On Fri, Aug 28, 2009 at 11:21 AM, Stephen John Smoogensmooge@gmail.com wrote:
On Fri, Aug 28, 2009 at 8:54 AM, James Hubbardjameshubbard@gmail.com wrote:
On Fri, Aug 28, 2009 at 9:15 AM, Christopher Belandbeland@alum.mit.edu wrote:
I wonder if it would be a good idea for desktop users to get some sort of notification that they have local mail waiting to be read, even if they don't have an email client running. Then firstboot would strongly recommend sending mail locally, so it would work more reliably (at the cost of not being co-mingled with all of your other email, though hopefully it would only get sent if something was malfunctioning).
How would you suggest that these users read this email? Should evolution be setup with the default local account? What if they never open evolution?
What if they never install Fedora? OMG What if they never turn on the computer? [Ok I think I have covered hyperbole enough here]

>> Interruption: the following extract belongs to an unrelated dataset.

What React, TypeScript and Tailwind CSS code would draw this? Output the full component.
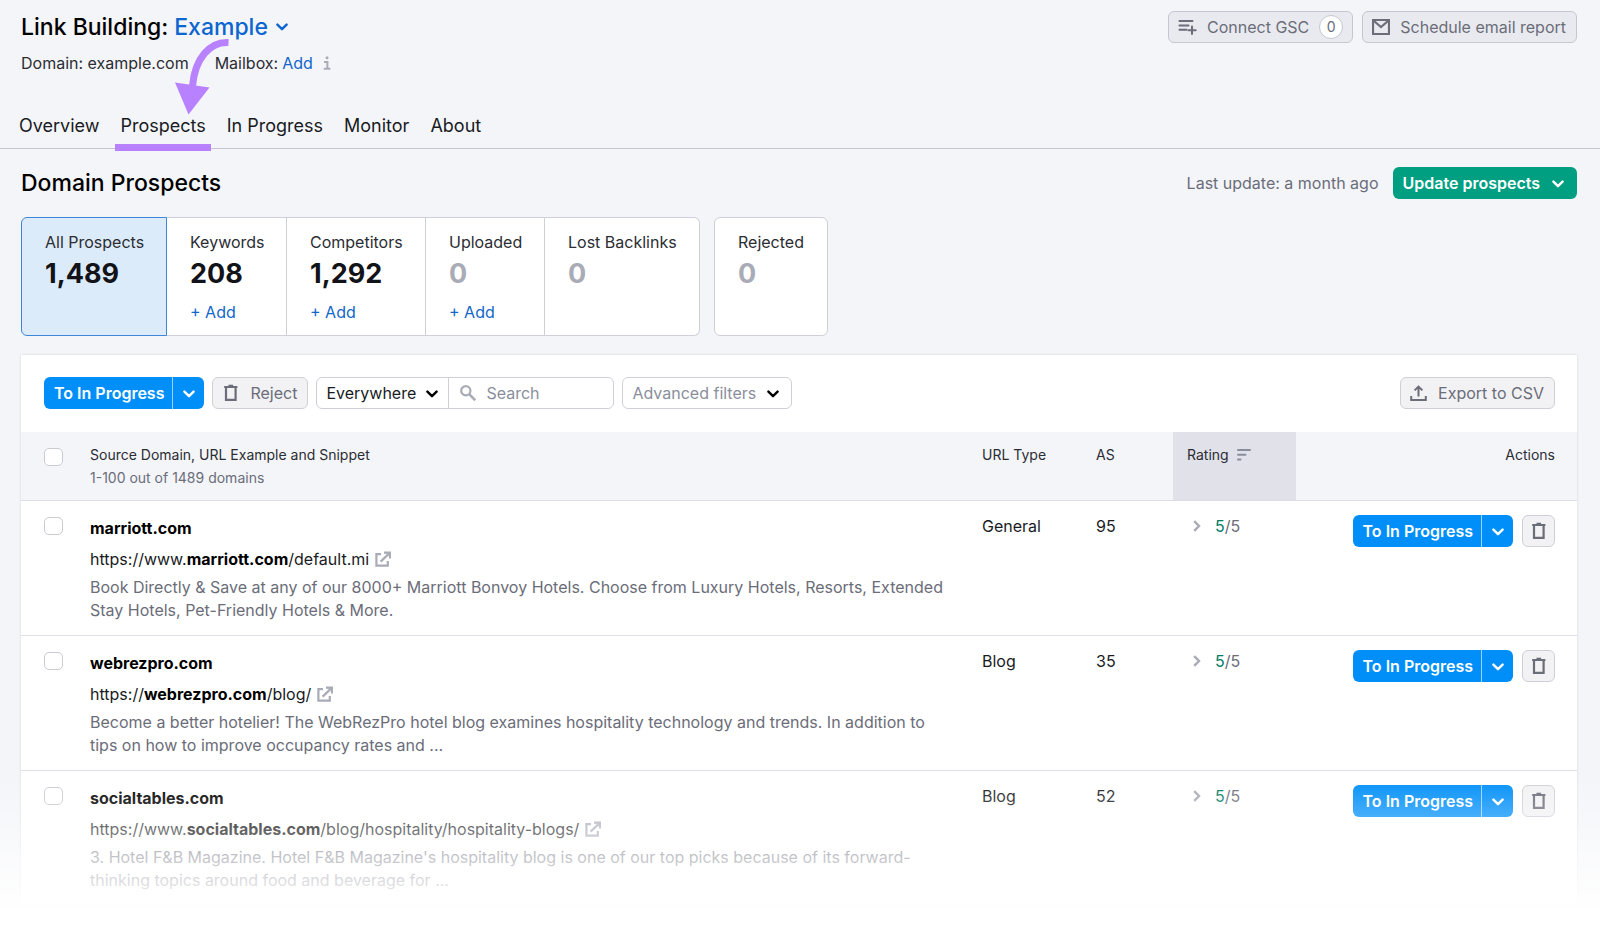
import { useState } from 'react';

const tabs = ["Overview", "Prospects", "In Progress", "Monitor", "About"];

const stats = [
  { label: "All Prospects", value: "1,489", canAdd: false, width: "w-[146px]" },
  { label: "Keywords", value: "208", canAdd: true, width: "w-[120px]" },
  { label: "Competitors", value: "1,292", canAdd: true, width: "w-[139px]" },
  { label: "Uploaded", value: "0", canAdd: true, width: "w-[119px]" },
  { label: "Lost Backlinks", value: "0", canAdd: false, width: "w-[155px]" },
];

const prospects = [
  {
    domain: "marriott.com",
    prefix: "https://www.",
    path: "/default.mi",
    snippet: "Book Directly & Save at any of our 8000+ Marriott Bonvoy Hotels. Choose from Luxury Hotels, Resorts, Extended Stay Hotels, Pet-Friendly Hotels & More.",
    type: "General",
    score: 95,
  },
  {
    domain: "webrezpro.com",
    prefix: "https://",
    path: "/blog/",
    snippet: "Become a better hotelier! The WebRezPro hotel blog examines hospitality technology and trends. In addition to tips on how to improve occupancy rates and ...",
    type: "Blog",
    score: 35,
  },
  {
    domain: "socialtables.com",
    prefix: "https://www.",
    path: "/blog/hospitality/hospitality-blogs/",
    snippet: "3. Hotel F&B Magazine. Hotel F&B Magazine's hospitality blog is one of our top picks because of its forward-thinking topics around food and beverage for ...",
    type: "Blog",
    score: 52,
  },
];

function Chevron({ className = "" }: { className?: string }) {
  return (
    <svg className={`w-3 h-2 ${className}`} viewBox="0 0 12 8" fill="none" stroke="currentColor" strokeWidth={2.4} strokeLinecap="round" strokeLinejoin="round">
      <path d="M1.4 1.6L6 6.2l4.6-4.6" />
    </svg>
  );
}

function TrashIcon() {
  return (
    <svg className="w-4 h-[18px]" viewBox="0 0 16 18" fill="none" stroke="currentColor">
      <path d="M1.2 3h13.200" strokeWidth={2} />
      <path d="M5.5 1.5h4.600" strokeWidth={1.6} />
      <path d="M3 3.5v12.300h9.600V3.5" strokeWidth={2.2} />
    </svg>
  );
}

function ExternalIcon() {
  return (
    <svg className="w-[17px] h-4 text-[#a9abb6]" viewBox="0 0 17 16" fill="none" stroke="currentColor" strokeWidth={2.2}>
      <path d="M6 3.200H1.400v11.400h11.400V10" />
      <path d="M5.600 10.600L14 2.600" />
      <path d="M9 0.500h7v7h-2l-0.300-4.500-4.700-0.300z" fill="currentColor" stroke="none" />
    </svg>
  );
}

function ProgressButton() {
  return (
    <div className="inline-flex h-8 rounded-md overflow-hidden bg-[#008ff8] text-white">
      <button className="pl-[10px] pr-2 text-base font-semibold whitespace-nowrap">To In Progress</button>
      <button aria-label="More options" className="w-8 flex items-center justify-center border-l border-white/60">
        <Chevron className="relative top-px" />
      </button>
    </div>
  );
}

function Checkbox({ label }: { label: string }) {
  return (
    <input
      type="checkbox"
      aria-label={label}
      className="block appearance-none w-[19px] h-[18px] rounded-[5px] border border-[#c9cbd3] bg-white checked:bg-[#008ff8]"
    />
  );
}

function StatCard({ label, value, canAdd, selected, className }: { label: string; value: string; canAdd: boolean; selected: boolean; className: string }) {
  return (
    <div className={`h-[119px] pl-[23px] pt-3 border ${selected ? 'relative bg-[#dcebfa] border-[#3d87d6]' : 'bg-white border-[#cfd0d7]'} ${className}`}>
      <p className="text-base leading-6 text-[#2b2d33] whitespace-nowrap">{label}</p>
      <p className={`text-[27px] leading-10 font-bold ${value === "0" ? 'text-[#a9abb6]' : 'text-[#111318]'}`}>{value}</p>
      {canAdd && <button className="mt-1.5 text-base leading-6 text-[#1267c9]">+ Add</button>}
    </div>
  );
}

function App() {
  const [activeTab, setActiveTab] = useState<string>("Prospects");
  const [scope, setScope] = useState<string>("Everywhere");
  const [search, setSearch] = useState<string>("");

  return (
    <div className="relative min-h-screen bg-[#f4f5f9] font-['Inter',sans-serif] text-[#191b23]">
      {/* Page header */}
      <header className="border-b border-[#c4c7cf]">
        <div className="flex items-start justify-between pl-[21px] pr-[23px] pt-[11px]">
          <div>
            <div className="flex items-center">
              <h1 className="text-[23px] leading-8 font-medium text-black">Link Building:</h1>
              <button className="ml-1.5 flex items-center gap-2 text-[23px] leading-8 font-medium text-[#0b66cf]">
                Example
                <Chevron />
              </button>
            </div>
            <div className="mt-2 flex items-center text-base leading-6 text-[#2b2d33]">
              <span>Domain: example.com</span>
              <span className="ml-[26px]">Mailbox:</span>
              <a href="#mailbox" className="ml-1 text-[#1267c9]">Add</a>
              <svg className="ml-2.5 w-2 h-[14px] text-[#a9abb6]" viewBox="0 0 8 14" fill="none" stroke="currentColor" strokeWidth={2}>
                <circle cx="4" cy="1.8" r="1.5" fill="currentColor" stroke="none" />
                <path d="M1 6h3.4v6.6M.8 12.8h6.6" />
              </svg>
            </div>
          </div>
          <div className="flex gap-[9px] text-base text-[#6b6d79]">
            <button className="h-8 flex items-center rounded-md border border-[#c4c7cf] bg-[#e9eaf0] px-[9px]">
              <svg className="w-[19px] h-4" viewBox="0 0 19 16" fill="none" stroke="currentColor" strokeWidth={2} strokeLinecap="round">
                <path d="M1.5 2h13M1.5 6.4h9M1.5 10.8h7M14 7.5v7.5M10.5 11.2h7.2" />
              </svg>
              <span className="ml-2.5">Connect GSC</span>
              <span className="ml-2.5 w-6 h-6 flex items-center justify-center rounded-full border border-[#c4c7cf] bg-white text-sm">0</span>
            </button>
            <button className="h-8 flex items-center rounded-md border border-[#c4c7cf] bg-[#e9eaf0] pl-[9px] pr-[10px]">
              <svg className="w-[18px] h-4" viewBox="0 0 18 16" fill="none" stroke="currentColor" strokeWidth={2.2}>
                <path d="M1 1h16v14H1z" />
                <path d="M2 2l7 6 7-6" />
              </svg>
              <span className="ml-2.5">Schedule email report</span>
            </button>
          </div>
        </div>
        <nav className="mt-[34px] flex gap-[9px] pl-[13px]">
          {tabs.map((tab) => (
            <button
              key={tab}
              onClick={() => setActiveTab(tab)}
              className="relative px-1.5 h-[39px] pb-1.5 text-lg leading-6 text-[#191b23]"
            >
              {tab}
              {activeTab === tab && <span className="absolute left-px right-px -bottom-[3px] h-[7px] bg-[#b881ff]" />}
            </button>
          ))}
        </nav>
      </header>

      {/* Arrow pointing at the Prospects tab */}
      <svg className="absolute left-[170px] top-[34px] w-[64px] h-[84px] pointer-events-none" viewBox="0 0 64 84" fill="none">
        <path d="M58.5 8.5C40 7.500 25 24 22.500 52" stroke="#b881ff" strokeWidth="7" />
        <path d="M5 48.500L39.500 53.500L18.500 80.500z" fill="#b881ff" />
      </svg>

      <main className="pl-[21px] pr-[23px] pt-[18px]">
        <div className="flex items-center justify-between">
          <h2 className="text-[23px] leading-8 font-medium text-black">Domain Prospects</h2>
          <div className="flex items-center gap-[14px]">
            <span className="text-base text-[#6b6d79]">Last update: a month ago</span>
            <button className="h-8 flex items-center gap-3 rounded-md bg-[#009f81] pl-[10px] pr-[13px] text-base font-semibold text-white">
              Update prospects
              <Chevron className="relative top-px" />
            </button>
          </div>
        </div>

        {/* Summary cards */}
        <div className="mt-[18px] flex gap-[14px]">
          <div className="flex">
            {stats.map((stat, i) => (
              <StatCard
                key={stat.label}
                label={stat.label}
                value={stat.value}
                canAdd={stat.canAdd}
                selected={i === 0}
                className={`${stat.width} ${i === 0 ? 'rounded-l-md' : 'border-l-0'} ${i === stats.length - 1 ? 'rounded-r-md' : ''}`}
              />
            ))}
          </div>
          <StatCard label="Rejected" value="0" canAdd={false} selected={false} className="w-[114px] rounded-md" />
        </div>

        <section className="mt-[19px] bg-white shadow-[0_0_2px_rgba(25,27,35,0.16)] pb-[18px]">
          {/* Toolbar */}
          <div className="flex items-center justify-between pl-[23px] pr-[22px] pt-[22px] pb-[23px]">
            <div className="flex items-center gap-2">
              <ProgressButton />
              <button className="h-8 flex items-center gap-[11px] rounded-md border border-[#cfd0d7] bg-[#f2f2f5] pl-[10px] pr-[10px] text-base text-[#6b6d79]">
                <TrashIcon />
                Reject
              </button>
              <div className="flex h-8 rounded-md border border-[#cfd0d7]">
                <label className="relative flex items-center border-r border-[#cfd0d7]">
                  <select
                    aria-label="Search scope"
                    value={scope}
                    onChange={(e) => setScope(e.target.value)}
                    className="appearance-none w-[131px] h-full pl-[9px] text-base text-[#191b23] bg-transparent"
                  >
                    <option>Everywhere</option>
                    <option>Domain</option>
                  </select>
                  <Chevron className="absolute right-2.5 top-3 pointer-events-none text-black" />
                </label>
                <label className="flex items-center w-[164px] pl-[11px] gap-2.5">
                  <svg className="w-4 h-4 shrink-0 text-[#a9abb6]" viewBox="0 0 16 16" fill="none" stroke="currentColor" strokeWidth={2.2}>
                    <circle cx="5.8" cy="5.8" r="4.6" />
                    <path d="M9.200 9.200l6 6" strokeWidth={2.6} />
                  </svg>
                  <input
                    aria-label="Search"
                    placeholder="Search"
                    value={search}
                    onChange={(e) => setSearch(e.target.value)}
                    className="w-full min-w-0 h-full text-base outline-none placeholder:text-[#8a8e9b]"
                  />
                </label>
              </div>
              <button className="h-8 flex items-center gap-[11px] rounded-md border border-[#cfd0d7] bg-white pl-[9px] pr-3 text-base text-[#8a8e9b]">
                Advanced filters
                <Chevron className="relative top-px text-black" />
              </button>
            </div>
            <button className="h-8 flex items-center gap-[11px] rounded-md border border-[#cfd0d7] bg-[#f2f2f5] pl-[9px] pr-[10px] text-base text-[#6b6d79]">
              <svg className="w-[17px] h-4" viewBox="0 0 17 16" fill="none" stroke="currentColor" strokeWidth={2}>
                <path d="M1.200 11v4h14.600v-4M8.500 11.500V2M4.600 5.400L8.500 1.600l3.900 3.800" />
              </svg>
              Export to CSV
            </button>
          </div>

          <table className="w-full table-fixed text-left">
            <colgroup>
              <col className="w-[69px]" />
              <col />
              <col className="w-[114px]" />
              <col className="w-[77px]" />
              <col className="w-[123px]" />
              <col className="w-[281px]" />
            </colgroup>
            <thead>
              <tr className="h-[68px] align-top bg-[#f4f5f9] border-b border-[#dcdee6] text-sm leading-[23px] text-[#2b2d33]">
                <th className="pl-[23px] pt-4"><Checkbox label="Select all" /></th>
                <th className="pt-[11px] font-normal">
                  Source Domain, URL Example and Snippet
                  <span className="block text-[#6b6d79]">1-100 out of 1489 domains</span>
                </th>
                <th className="pt-[11px] font-normal">URL Type</th>
                <th className="pt-[11px] font-normal">AS</th>
                <th className="pt-[11px] pl-[14px] font-normal bg-[#e0e1e9]">
                  <div className="flex items-center gap-2">
                    Rating
                    <svg className="w-[14px] h-3 text-[#8a8e9b]" viewBox="0 0 14 12" fill="none" stroke="currentColor" strokeWidth={2} strokeLinecap="round">
                      <path d="M1 1h12M1 5.800h7.500M1 10.600h2.500" />
                    </svg>
                  </div>
                </th>
                <th className="pt-[11px] pr-[22px] font-normal text-right">Actions</th>
              </tr>
            </thead>
            <tbody>
              {prospects.map((row) => (
                <tr key={row.domain} className="align-top border-b border-[#e0e1e9] text-base leading-[23px]">
                  <td className="pl-[23px] pt-4"><Checkbox label={`Select ${row.domain}`} /></td>
                  <td className="pt-[15px] pr-8 pb-[13px]">
                    <p className="leading-6 font-bold text-black">{row.domain}</p>
                    <a href={`${row.prefix}${row.domain}${row.path}`} className="mt-[7px] mb-[5px] flex items-center leading-6">
                      <span>{row.prefix}<b className="font-bold text-black">{row.domain}</b>{row.path}</span>
                      <span className="ml-1.5"><ExternalIcon /></span>
                    </a>
                    <p className="text-[#6b6d79]">{row.snippet}</p>
                  </td>
                  <td className="pt-[14px]">{row.type}</td>
                  <td className="pt-[14px]">{row.score}</td>
                  <td className="pt-[14px] pl-5">
                    <div className="flex items-center">
                      <svg className="w-2 h-3 text-[#a9abb6]" viewBox="0 0 8 12" fill="none" stroke="currentColor" strokeWidth={2.400}>
                        <path d="M1.200 1.200L6 6l-4.800 4.800" />
                      </svg>
                      <span className="ml-[14px] text-[#6b6d79]"><span className="text-[#007c65]">5</span>/5</span>
                    </div>
                  </td>
                  <td className="pt-[14px] pr-[22px]">
                    <div className="flex justify-end gap-[9px]">
                      <ProgressButton />
                      <button aria-label={`Reject ${row.domain}`} className="w-[33px] h-8 flex items-center justify-center rounded-md border border-[#cfd0d7] bg-[#f2f2f5] text-[#6b6d79]">
                        <TrashIcon />
                      </button>
                    </div>
                  </td>
                </tr>
              ))}
            </tbody>
          </table>
        </section>
      </main>

      {/* Fade out towards the end of the list */}
      <div className="absolute inset-x-0 bottom-0 h-[150px] pointer-events-none bg-[linear-gradient(to_bottom,rgba(255,255,255,0),rgba(255,255,255,0.28)_28%,rgba(255,255,255,0.6)_55%,rgba(255,255,255,0.75)_70%,#fff_92%)]" />
    </div>
  );
}

export default App;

Please there is only a limit to what people can assume the user will or will not do. The issue is to make it easier for that user to know whats going on.
From what I've seen, all of the current notifications provide the user
with a way to act on them. Update/security notifications allow the user to update the system or view. SELinux has something similar. If there is to be a notification to the user about local email, a method of displaying that email should be provided that is automatically configured. It should open a list of messages and provide a way of reading them. There should be consistency for the end user.
Cron should drop it's logs into a directory with a name like ~/cronlog, if it can't find a local mta. Any user using cron should be competent enough to check the logs, configure the mta, or be able to do a google search as to how to do those things.